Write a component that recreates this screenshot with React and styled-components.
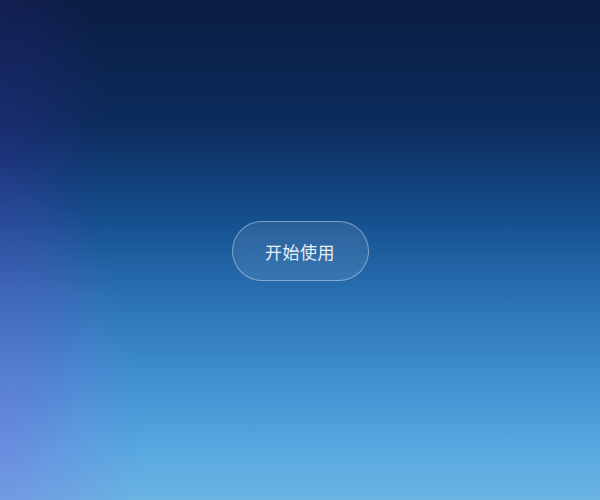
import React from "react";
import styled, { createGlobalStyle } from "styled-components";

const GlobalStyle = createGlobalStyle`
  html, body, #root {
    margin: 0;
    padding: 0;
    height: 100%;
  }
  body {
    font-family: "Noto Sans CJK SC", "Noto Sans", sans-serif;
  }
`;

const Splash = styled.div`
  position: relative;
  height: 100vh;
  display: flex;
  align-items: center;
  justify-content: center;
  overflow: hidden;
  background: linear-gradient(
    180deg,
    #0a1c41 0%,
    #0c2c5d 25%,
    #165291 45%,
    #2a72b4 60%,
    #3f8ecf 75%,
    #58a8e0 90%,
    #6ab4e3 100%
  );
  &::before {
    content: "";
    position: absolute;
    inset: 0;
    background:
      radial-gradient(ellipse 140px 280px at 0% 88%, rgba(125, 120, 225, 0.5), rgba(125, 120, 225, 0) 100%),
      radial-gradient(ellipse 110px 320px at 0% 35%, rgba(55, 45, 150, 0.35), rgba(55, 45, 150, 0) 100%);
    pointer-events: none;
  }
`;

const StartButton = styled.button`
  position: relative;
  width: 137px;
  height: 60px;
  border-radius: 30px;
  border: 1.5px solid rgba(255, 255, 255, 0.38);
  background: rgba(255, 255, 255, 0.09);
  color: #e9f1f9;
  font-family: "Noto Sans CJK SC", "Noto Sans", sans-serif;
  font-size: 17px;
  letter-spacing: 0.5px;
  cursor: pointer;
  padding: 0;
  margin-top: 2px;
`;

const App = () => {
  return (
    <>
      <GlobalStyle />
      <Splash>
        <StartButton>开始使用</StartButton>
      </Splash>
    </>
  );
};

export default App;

:::

◆ **TASK REQUIREMENTS**
The material above holds pictures; copy everything else in it exactly.

◆ **WRITTEN REPLY**
Write a component that recreates this screenshot with React and styled-components.
import React from "react";
import styled, { createGlobalStyle } from "styled-components";

const GlobalStyle = createGlobalStyle`
  html, body, #root {
    margin: 0;
    padding: 0;
    height: 100%;
  }
  body {
    font-family: "Noto Sans CJK SC", "Noto Sans", sans-serif;
  }
`;

const Splash = styled.div`
  position: relative;
  height: 100vh;
  display: flex;
  align-items: center;
  justify-content: center;
  overflow: hidden;
  background: linear-gradient(
    180deg,
    #0a1c41 0%,
    #0c2c5d 25%,
    #165291 45%,
    #2a72b4 60%,
    #3f8ecf 75%,
    #58a8e0 90%,
    #6ab4e3 100%
  );
  &::before {
    content: "";
    position: absolute;
    inset: 0;
    background:
      radial-gradient(ellipse 140px 280px at 0% 88%, rgba(125, 120, 225, 0.5), rgba(125, 120, 225, 0) 100%),
      radial-gradient(ellipse 110px 320px at 0% 35%, rgba(55, 45, 150, 0.35), rgba(55, 45, 150, 0) 100%);
    pointer-events: none;
  }
`;

const StartButton = styled.button`
  position: relative;
  width: 137px;
  height: 60px;
  border-radius: 30px;
  border: 1.5px solid rgba(255, 255, 255, 0.38);
  background: rgba(255, 255, 255, 0.09);
  color: #e9f1f9;
  font-family: "Noto Sans CJK SC", "Noto Sans", sans-serif;
  font-size: 17px;
  letter-spacing: 0.5px;
  cursor: pointer;
  padding: 0;
  margin-top: 2px;
`;

const App = () => {
  return (
    <>
      <GlobalStyle />
      <Splash>
        <StartButton>开始使用</StartButton>
      </Splash>
    </>
  );
};

export default App;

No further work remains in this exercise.